The lesson of Newtonian physics is that the universe is governed by laws that are susceptible to rational understanding. By applying these laws we extend our knowledge of, and therefore our influence over, our environment. Newton was a religious person. He saw his laws as manifestations of God’s perfection. Nonetheless, Newton’s laws served man’s cause well. They enhanced his dignity and vindicated his importance in the universe. Following the Middle Ages, the new field of science (“Natural Philosophy”) came like a fresh breeze to revitalize the spirit. It is ironic that, in the end, Natural Philosophy reduced the status of men to that of helpless cogs in a machine whose functioning had been preordained from the day of its creation.

Contrary to Newtonian physics, quantum mechanics tells us that our knowledge of what governs events on the subatomic level is not nearly what we assumed it would be. It tells us that we cannot predict subatomic phenomena with any certainty. We only can predict their probabilities.

Philosophically, however, the implications of quantum mechanics are psychedelic. Not only do we influence our reality, but, in some degree, we actually
create
it. Because it is the nature of things that we can know either the momentum of a particle or its position, but not both,
we must choose
which of these two properties we want to determine. Metaphysically, this is very close to saying that we
create
certain properties because we choose to measure those properties. Said another way, it is possible that we create something that has position, for example, like a particle, because we are intent on determining position and it is impossible to determine position without having some
thing
occupying the position that we want to determine.

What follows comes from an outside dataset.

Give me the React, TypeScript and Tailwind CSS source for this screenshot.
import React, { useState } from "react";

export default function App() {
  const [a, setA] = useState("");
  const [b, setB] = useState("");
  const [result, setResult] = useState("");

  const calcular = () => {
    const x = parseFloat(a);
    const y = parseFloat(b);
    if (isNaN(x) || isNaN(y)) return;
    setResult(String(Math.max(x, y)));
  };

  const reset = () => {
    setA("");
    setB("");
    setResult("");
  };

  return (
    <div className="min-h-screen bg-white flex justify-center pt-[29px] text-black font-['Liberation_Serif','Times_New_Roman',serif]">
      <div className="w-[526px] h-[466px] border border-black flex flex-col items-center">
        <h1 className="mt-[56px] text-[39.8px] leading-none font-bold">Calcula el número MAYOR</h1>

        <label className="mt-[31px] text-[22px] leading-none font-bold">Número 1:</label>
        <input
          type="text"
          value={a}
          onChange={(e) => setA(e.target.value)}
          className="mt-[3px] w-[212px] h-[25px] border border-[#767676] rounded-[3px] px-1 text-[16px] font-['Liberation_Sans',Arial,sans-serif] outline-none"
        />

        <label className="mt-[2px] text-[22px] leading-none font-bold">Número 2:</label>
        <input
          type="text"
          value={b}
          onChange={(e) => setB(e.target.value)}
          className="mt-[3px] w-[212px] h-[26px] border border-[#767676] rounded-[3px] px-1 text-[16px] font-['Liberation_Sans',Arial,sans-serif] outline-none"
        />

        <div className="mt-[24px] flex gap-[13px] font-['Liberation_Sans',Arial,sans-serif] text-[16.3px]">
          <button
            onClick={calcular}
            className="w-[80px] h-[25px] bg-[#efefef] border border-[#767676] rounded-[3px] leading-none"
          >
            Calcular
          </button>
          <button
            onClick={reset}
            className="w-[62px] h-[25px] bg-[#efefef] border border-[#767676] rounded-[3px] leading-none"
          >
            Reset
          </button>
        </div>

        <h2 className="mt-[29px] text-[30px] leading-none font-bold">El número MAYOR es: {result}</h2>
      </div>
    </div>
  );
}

Quantum physicists ponder questions like, “Did a particle with momentum exist before we conducted an experiment to measure its momentum?”; “Did a particle with position exist before we conducted an experiment to measure its position?”; and “Did any particles exist at all before we thought about them and measured them?”
“Did we create the particles that we are experimenting with?”
Incredible as it sounds, this is a possibility that many physicists recognize.

John Wheeler, a well-known physicist at Princeton, wrote:

The languages of eastern mystics and western physicists are becoming very similar.

Newtonian physics and quantum mechanics are partners in a double irony. Newtonian physics is based upon the idea of laws which govern phenomena and the power inherent in understanding them, but it leads to impotence in the face of a Great Machine which is the universe. Quantum mechanics is based upon the idea of minimal knowledge of future phenomena (we are limited to knowing probabilities) but it leads to the possibility that our reality is what we choose to make it.

There is another fundamental difference between the old physics and the new physics. The old physics assumes that there is an external world which exists apart from us. It further assumes that we can observe, measure, and speculate about the external world without changing it. According to the old physics, the external world is indifferent to us and to our needs.

Galileo’s historical stature stems from his tireless (and successful) efforts to quantify (measure) the phenomena of the external world. There is great power inherent in the process of quantification. For example, once a relationship is discovered, like the rate of acceleration of a falling object, it matters not who drops the object, what object is
dropped, or where the dropping takes place. The results are always the same. An experimenter in Italy gets the same results as a Russian experimenter who repeats the experiment a century later. The results are the same whether the experiment is done by a skeptic, a believer, or a curious bystander.

Facts like these convinced philosophers that the physical universe goes unheedingly on its way, doing what it must, without regard for its inhabitants. For example, if we simultaneously drop two people from the same height, it is a verifiable (repeatable) fact that they both will hit the ground at the same time, regardless of their weights. We can measure their fall, acceleration, and impact the same way that we measure the fall, acceleration, and impact of stones. In fact, the results will be the same as if they
were
stones.

“But there is a difference between people and stones!” you might say. “Stones have no opinions or emotions. People have both. One of these dropped people, for example, might be frightened by his experience and the other might be angry. Don’t their feelings have any importance in this scheme?”

No. The feelings of our subjects matter not in the least. When we take them up the tower again (struggling this time) and drop them off again, they fall with the same acceleration and duration that they did the first time, even though now, of course, they are both fighting mad. The Great Machine is impersonal. In fact, it was precisely this impersonality that inspired scientists to strive for “absolute objectivity.”

The concept of scientific objectivity rests upon the assumption of an external world which is “out there” as opposed to an “I” which is “in here.” (This way of perceiving, which puts other people “out there,” makes it very lonely “in here.”) According to this view, Nature, in all her diversity, is “out there.” The task of the scientist is to observe the “out there” as objectively as possible. To observe something objectively means to see it as it would appear to an observer who has no prejudices about what he observes.

The problem that went unnoticed for three centuries is that a person who carries such an attitude certainly is prejudiced. His preju
dice is to be “objective,” that is, to be without a preformed opinion. In fact, it is impossible to be without an opinion. An opinion is a point of view. The point of view that we can be without a point of view is a point of view. The decision itself to study one segment of reality instead of another is a subjective expression of the researcher who makes it. It affects his perceptions of reality, if nothing else. Since reality is what we are studying, the matter gets very sticky here.

The new physics, quantum mechanics, tells us clearly that it is not possible to observe reality without changing it. If we observe a certain particle collision experiment, not only do we have no way of proving that the result would have been the same if we had not been watching it, all that we know indicates that it would not have been the same, because the result that we got was affected by the fact that we were looking for it.